Norwich event shows sacrifice of four World War II chaplains still inspires
Norwich - Seventy years ago, at an unmarked spot somewhere in the frigid North Atlantic, four Army chaplains executed an act of selfless courage that continues to teach and challenge.
On Sunday, about 60 people came together at the Peter Gallan American Legion Post 104 to mark the anniversary of the Feb. 3, 1943, event with a retelling of the story of the sinking of the USAT Dorchester by a German U-boat, and reflections on the rabbi, Catholic priest and two Protestant ministers who helped others onto lifeboats and gave away their life jackets, then huddled together in prayer to meet their deaths. The attack killed 674 of the 904 soldiers and civilians aboard.
"One of the most moving moments was when they gathered to link arms and pray, each in his own style and his own tradition ... but their profound love of their fellow human beings was the same," said the Rev. Cathy Zall, pastor of the First Congregational Church in New London, where one of the four chaplains, the Rev. Clark V. Poling, once served. "They each chose to offer care to others in the midst of panic. By living a life ordered by love, we can bring even deeper meaning to their sacrifice and honor to their memory."
Zall and three other clergy - Rabbi Julius Rabinowitz of Beth Jacob Synagogue in Norwich, the Rev. Scott Schuett of Redeemer Lutheran Church in Lebanon, and the Rev. Brian Converse, pastor of Our Lady of Lourdes Roman Catholic Church in Gales Ferry and Connecticut National Guard chaplain - each offered insights into what the story means for listeners today, before ending the service to pray aloud in a huddle like the four chaplains aboard the Dorchester.
"In the midst of this tragedy, God had placed these four men to minister to the hurt and the dying. But it doesn't have to be a war to be a tragedy," said Schuett, recalling the killing of 20 schoolchildren in Newtown in December and the six teachers and administrators who died trying to protect them. "Yet God is there. With us, that's the one constant."
Master of Ceremonies Dennis Baptiste, a member of the post and retired Navy reservist, said the ceremony has been "a staple for years" at many American Legion posts across the country, but the Taftville group hadn't done it for many years until it decided to revive it last year. For him, the four chaplains, all lieutenants, embody both incredible sacrifice and commitment to their faiths, as well as respect for the faiths of others.
When they decided to hand their life jackets to other soldiers, he said, Rabbi Alexander D. Goode, "didn't call out for a Jew," the Rev. John Washington, a priest, "didn't call out for a Catholic," and neither the Rev. George Fox, a Methodist, nor Poling, a Reformed Church in America minister, sought out Protestants.
"They simply gave their life jackets to the next man in line," Baptiste said.

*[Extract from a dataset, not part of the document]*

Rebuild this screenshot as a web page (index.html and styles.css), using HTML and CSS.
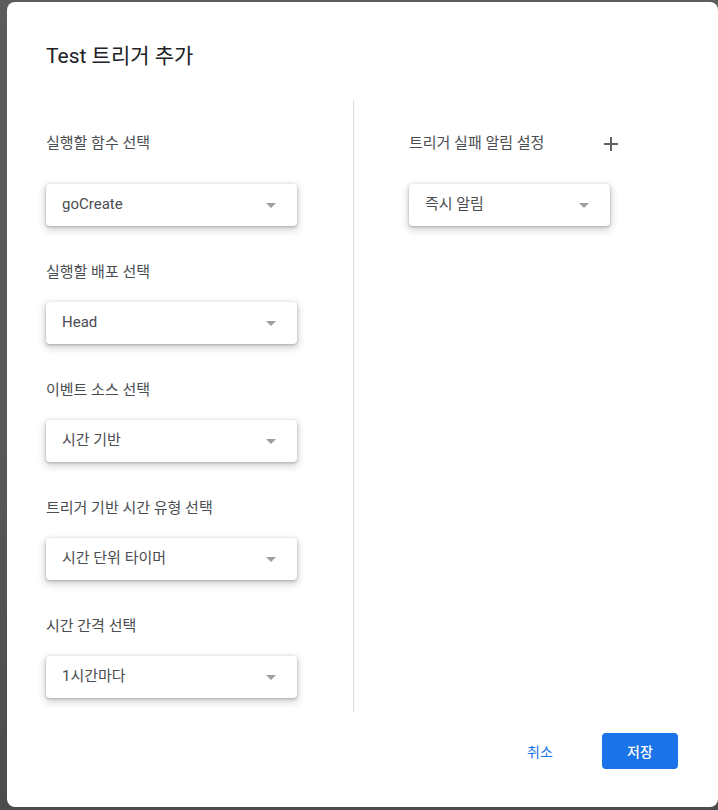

Converse, wearing his National Guard uniform, asked the audience, among them Boy Scouts, active military, city officials and state Sen. Cathy Osten, D-Sprague, to consider how the story could inspire their own actions toward today's soldiers and veterans. The unemployment rate for those who have returned from duty in Afghanistan and Iraq, he said, is nearly 50 percent, and his own battalion has seen four suicides since 2010.
"We have the opportunity to also save those men and women who are returning back," he said. "I ask you to give them a chance. Be understanding. We need support."